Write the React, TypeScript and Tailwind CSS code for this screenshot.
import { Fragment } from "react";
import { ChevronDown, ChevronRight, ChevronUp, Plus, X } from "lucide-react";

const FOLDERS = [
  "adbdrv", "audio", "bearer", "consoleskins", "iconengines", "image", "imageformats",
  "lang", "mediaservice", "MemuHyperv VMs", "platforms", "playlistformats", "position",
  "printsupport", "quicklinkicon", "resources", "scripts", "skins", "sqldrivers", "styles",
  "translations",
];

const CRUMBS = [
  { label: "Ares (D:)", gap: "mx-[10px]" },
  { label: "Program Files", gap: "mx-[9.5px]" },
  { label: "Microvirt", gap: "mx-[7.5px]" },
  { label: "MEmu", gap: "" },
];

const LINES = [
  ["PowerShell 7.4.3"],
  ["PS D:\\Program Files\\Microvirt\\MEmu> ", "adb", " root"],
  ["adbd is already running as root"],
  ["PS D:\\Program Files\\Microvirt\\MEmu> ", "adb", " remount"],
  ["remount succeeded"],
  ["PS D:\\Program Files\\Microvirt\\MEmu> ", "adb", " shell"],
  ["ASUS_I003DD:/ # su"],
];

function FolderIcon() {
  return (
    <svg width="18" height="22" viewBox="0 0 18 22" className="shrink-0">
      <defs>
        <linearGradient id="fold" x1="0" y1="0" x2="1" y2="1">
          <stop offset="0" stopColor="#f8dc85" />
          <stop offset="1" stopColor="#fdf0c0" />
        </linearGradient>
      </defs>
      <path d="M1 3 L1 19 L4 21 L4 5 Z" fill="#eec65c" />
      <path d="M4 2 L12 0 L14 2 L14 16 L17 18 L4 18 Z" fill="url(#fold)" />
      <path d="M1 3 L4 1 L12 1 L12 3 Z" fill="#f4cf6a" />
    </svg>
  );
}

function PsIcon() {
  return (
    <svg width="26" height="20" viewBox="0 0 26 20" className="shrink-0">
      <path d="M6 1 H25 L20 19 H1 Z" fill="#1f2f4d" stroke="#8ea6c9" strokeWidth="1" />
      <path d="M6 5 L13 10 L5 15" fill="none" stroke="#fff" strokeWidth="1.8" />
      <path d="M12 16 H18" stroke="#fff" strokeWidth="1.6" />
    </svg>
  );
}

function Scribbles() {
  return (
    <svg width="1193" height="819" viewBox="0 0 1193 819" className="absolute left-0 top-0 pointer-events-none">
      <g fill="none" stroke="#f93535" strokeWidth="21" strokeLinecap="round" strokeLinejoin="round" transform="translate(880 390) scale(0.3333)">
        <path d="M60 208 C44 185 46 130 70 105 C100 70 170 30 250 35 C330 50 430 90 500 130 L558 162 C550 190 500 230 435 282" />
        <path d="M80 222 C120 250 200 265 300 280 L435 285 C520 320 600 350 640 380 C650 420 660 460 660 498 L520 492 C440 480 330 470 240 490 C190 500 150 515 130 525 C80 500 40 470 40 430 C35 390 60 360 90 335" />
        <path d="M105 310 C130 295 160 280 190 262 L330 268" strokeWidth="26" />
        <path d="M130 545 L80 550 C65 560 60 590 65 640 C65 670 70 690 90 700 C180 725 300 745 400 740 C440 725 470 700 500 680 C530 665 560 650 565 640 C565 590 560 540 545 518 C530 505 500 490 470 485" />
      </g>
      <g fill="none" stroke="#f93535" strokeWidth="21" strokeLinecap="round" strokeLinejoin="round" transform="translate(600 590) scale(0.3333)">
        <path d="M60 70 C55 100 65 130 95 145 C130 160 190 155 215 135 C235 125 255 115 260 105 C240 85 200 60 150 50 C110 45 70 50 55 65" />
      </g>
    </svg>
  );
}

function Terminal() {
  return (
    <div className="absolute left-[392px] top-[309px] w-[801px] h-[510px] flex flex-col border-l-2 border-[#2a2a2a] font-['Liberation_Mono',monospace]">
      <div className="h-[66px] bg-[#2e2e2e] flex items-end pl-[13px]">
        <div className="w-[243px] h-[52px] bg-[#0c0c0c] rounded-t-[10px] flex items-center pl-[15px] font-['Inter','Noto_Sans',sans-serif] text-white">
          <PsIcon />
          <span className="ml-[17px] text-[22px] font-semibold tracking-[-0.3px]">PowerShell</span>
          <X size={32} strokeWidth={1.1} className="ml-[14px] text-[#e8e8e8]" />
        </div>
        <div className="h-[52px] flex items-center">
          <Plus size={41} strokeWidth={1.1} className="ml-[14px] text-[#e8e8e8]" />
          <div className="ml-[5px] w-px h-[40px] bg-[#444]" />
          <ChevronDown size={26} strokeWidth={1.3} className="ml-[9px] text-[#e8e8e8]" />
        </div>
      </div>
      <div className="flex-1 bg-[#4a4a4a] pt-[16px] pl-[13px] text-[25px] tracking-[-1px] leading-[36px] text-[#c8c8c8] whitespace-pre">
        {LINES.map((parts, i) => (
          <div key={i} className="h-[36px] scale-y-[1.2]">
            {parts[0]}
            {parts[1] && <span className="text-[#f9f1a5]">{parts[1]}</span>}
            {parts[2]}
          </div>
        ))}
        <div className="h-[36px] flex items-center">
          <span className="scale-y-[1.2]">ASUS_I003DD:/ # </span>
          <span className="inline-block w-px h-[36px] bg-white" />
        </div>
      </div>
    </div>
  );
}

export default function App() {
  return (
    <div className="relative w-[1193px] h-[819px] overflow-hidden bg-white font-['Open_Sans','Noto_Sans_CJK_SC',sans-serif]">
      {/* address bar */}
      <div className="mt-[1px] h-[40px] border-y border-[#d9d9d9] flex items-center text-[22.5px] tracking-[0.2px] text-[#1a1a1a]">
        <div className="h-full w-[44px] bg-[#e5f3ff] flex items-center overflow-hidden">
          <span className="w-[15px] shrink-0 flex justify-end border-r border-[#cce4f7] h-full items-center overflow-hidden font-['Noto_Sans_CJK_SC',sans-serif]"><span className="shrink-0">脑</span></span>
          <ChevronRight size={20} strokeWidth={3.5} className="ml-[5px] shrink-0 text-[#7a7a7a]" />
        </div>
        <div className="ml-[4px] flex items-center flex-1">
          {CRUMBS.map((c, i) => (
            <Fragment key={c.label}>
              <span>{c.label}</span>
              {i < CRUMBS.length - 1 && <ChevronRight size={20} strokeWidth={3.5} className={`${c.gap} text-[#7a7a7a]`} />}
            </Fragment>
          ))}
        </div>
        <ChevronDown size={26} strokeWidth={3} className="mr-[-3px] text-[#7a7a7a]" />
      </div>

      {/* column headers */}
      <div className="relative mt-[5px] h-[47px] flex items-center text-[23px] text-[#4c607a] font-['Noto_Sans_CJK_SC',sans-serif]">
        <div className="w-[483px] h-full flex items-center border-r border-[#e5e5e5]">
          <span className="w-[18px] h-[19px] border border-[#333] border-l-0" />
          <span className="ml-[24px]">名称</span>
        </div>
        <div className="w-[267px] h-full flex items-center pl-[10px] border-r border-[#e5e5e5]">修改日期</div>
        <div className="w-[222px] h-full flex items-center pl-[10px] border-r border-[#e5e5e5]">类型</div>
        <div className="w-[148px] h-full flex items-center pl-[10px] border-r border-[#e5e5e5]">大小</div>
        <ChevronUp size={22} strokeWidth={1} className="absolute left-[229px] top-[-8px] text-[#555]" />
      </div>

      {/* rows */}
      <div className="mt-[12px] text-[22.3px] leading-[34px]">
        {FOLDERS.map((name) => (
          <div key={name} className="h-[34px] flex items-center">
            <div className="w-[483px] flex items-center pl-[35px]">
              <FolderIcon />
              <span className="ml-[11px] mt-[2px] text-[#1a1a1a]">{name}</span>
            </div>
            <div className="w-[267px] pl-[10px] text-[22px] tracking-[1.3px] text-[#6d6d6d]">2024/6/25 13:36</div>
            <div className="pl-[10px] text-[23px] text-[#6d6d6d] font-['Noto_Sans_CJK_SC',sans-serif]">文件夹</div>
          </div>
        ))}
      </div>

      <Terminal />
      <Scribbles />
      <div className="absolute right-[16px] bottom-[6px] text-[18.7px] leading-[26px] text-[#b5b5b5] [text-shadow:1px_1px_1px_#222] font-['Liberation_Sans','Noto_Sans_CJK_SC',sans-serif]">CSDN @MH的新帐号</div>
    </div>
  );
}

- WORK INSTRUCTIONS: Repeat, word for word, the lines from the opening of the material through the line containing "ChevronUp, Plus, X".

- TASK ANSWER:
Write the React, TypeScript and Tailwind CSS code for this screenshot.
import { Fragment } from "react";
import { ChevronDown, ChevronRight, ChevronUp, Plus, X } from "lucide-react";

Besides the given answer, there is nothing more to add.